L’osmose parfaite des deux frères était encore plus sensible sur le Rondo pour deux pianos op. 73 de Chopin. Entrelacements intimes, fluidité des gammes, équilibre, fraîcheur, séduisent par leur verve jubilatoire. Les deux pianistes semblent jouter, rivalisant de technique, s’emballent avec délectation dans le brillant de la partition. 

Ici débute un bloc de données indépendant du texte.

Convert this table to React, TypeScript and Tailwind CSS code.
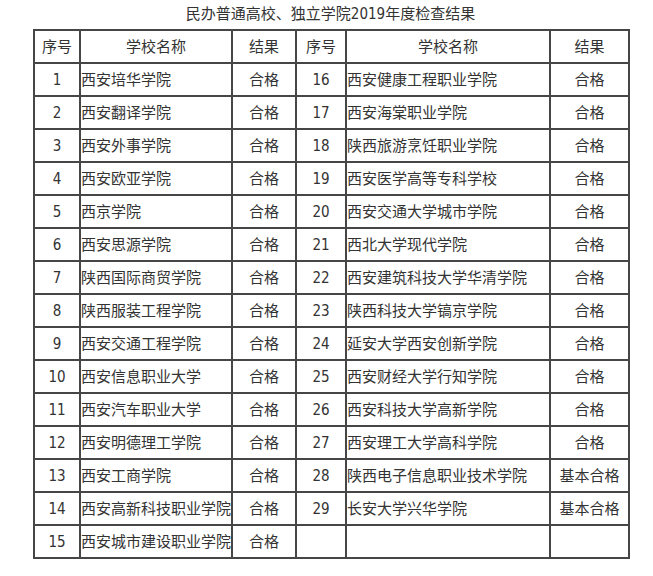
const rows: [string, string, string][] = [
  ['1', '西安培华学院', '合格'],
  ['2', '西安翻译学院', '合格'],
  ['3', '西安外事学院', '合格'],
  ['4', '西安欧亚学院', '合格'],
  ['5', '西京学院', '合格'],
  ['6', '西安思源学院', '合格'],
  ['7', '陕西国际商贸学院', '合格'],
  ['8', '陕西服装工程学院', '合格'],
  ['9', '西安交通工程学院', '合格'],
  ['10', '西安信息职业大学', '合格'],
  ['11', '西安汽车职业大学', '合格'],
  ['12', '西安明德理工学院', '合格'],
  ['13', '西安工商学院', '合格'],
  ['14', '西安高新科技职业学院', '合格'],
  ['15', '西安城市建设职业学院', '合格'],
];

const rightRows: [string, string, string][] = [
  ['16', '西安健康工程职业学院', '合格'],
  ['17', '西安海棠职业学院', '合格'],
  ['18', '陕西旅游烹饪职业学院', '合格'],
  ['19', '西安医学高等专科学校', '合格'],
  ['20', '西安交通大学城市学院', '合格'],
  ['21', '西北大学现代学院', '合格'],
  ['22', '西安建筑科技大学华清学院', '合格'],
  ['23', '陕西科技大学镐京学院', '合格'],
  ['24', '延安大学西安创新学院', '合格'],
  ['25', '西安财经大学行知学院', '合格'],
  ['26', '西安科技大学高新学院', '合格'],
  ['27', '西安理工大学高科学院', '合格'],
  ['28', '陕西电子信息职业技术学院', '基本合格'],
  ['29', '长安大学兴华学院', '基本合格'],
  ['', '', ''],
];

const cell = 'border-2 border-[#464646] h-[33px] p-0 whitespace-nowrap';

export default function App() {
  return (
    <div
      className="w-[653px] h-[576px] bg-white text-[#333] text-[15px]"
      style={{ fontFamily: '"DejaVu Sans Condensed", "Noto Sans CJK SC", sans-serif' }}
    >
      <div className="ml-[33px] w-[595px] pt-[4px] h-[29px] leading-[20px] text-center">
        民办普通高校、独立学院2019年度检查结果
      </div>
      <table className="ml-[33px] w-[595px] table-fixed border-collapse leading-[20px]">
        <colgroup>
          <col className="w-[46px]" />
          <col className="w-[152px]" />
          <col className="w-[64px]" />
          <col className="w-[50px]" />
          <col className="w-[204px]" />
          <col className="w-[79px]" />
        </colgroup>
        <thead>
          <tr>
            <th className={`${cell} font-normal text-center`}>序号</th>
            <th className={`${cell} font-normal text-center`}>学校名称</th>
            <th className={`${cell} font-normal text-center`}>结果</th>
            <th className={`${cell} font-normal text-center`}>序号</th>
            <th className={`${cell} font-normal text-center`}>学校名称</th>
            <th className={`${cell} font-normal text-center`}>结果</th>
          </tr>
        </thead>
        <tbody>
          {rows.map((r, i) => {
            const s = rightRows[i];
            return (
              <tr key={r[0]}>
                <td className={`${cell} text-center`}>{r[0]}</td>
                <td className={`${cell} text-left`}>{r[1]}</td>
                <td className={`${cell} text-center`}>{r[2]}</td>
                <td className={`${cell} text-center`}>{s[0]}</td>
                <td className={`${cell} text-left`}>{s[1]}</td>
                <td className={`${cell} text-center`}>{s[2]}</td>
              </tr>
            );
          })}
        </tbody>
      </table>
    </div>
  );
}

Sans entracte, et malgré un piano dont l’accord a un peu « bougé » avec la fraîcheur qui s’installe, ils déclinaient les Six épigraphes antiques pour piano à quatre mains de Debussy et leur Antiquité fantasmée, creusant élégamment les contrastes, dessinant les étapes de cette musique qui pourrait être écrite pour la scène, miniatures ciselées où le piano rappelle les accents des flûtes, de la harpe, des cymbales antiques (crotales) de la Danseuse aux crotales. On flirte avec l’atonalité, on brouille les pistes de composition, on croit entendre des échos de Stravinsky. Les courtes épigraphes précédant chaque enluminure en livrent l’esprit, « Pour invoquer Pan, dieu du vent d’été / Pour un tombeau sans nom / Pour que la nuit soit propice… », lapidaires constructions poétiques … 

Fougue et poésie

La Suite pour deux pianos n° 2 opus 17 que Rachmaninov composa durant l’écriture de son deuxième concerto permettait encore aux deux pianistes aux allures adolescentes de faire une démonstration de leur virtuosité. Le bonheur du compositeur d’avoir retrouvé sa veine créatrice est sensible dans cette œuvre effervescente qui, savante, se nourrit des musiques populaires, un écho slave dans la Romance (Andantino), un parfum d’Italie avec la Tarentelle (Presto). Les notes dansent s’emportent en respirations amples s’ouvrent au monde… en bis ce sera un Bach, parce que « tout vient de lui » sourient les interprètes. Incandescente simplicité.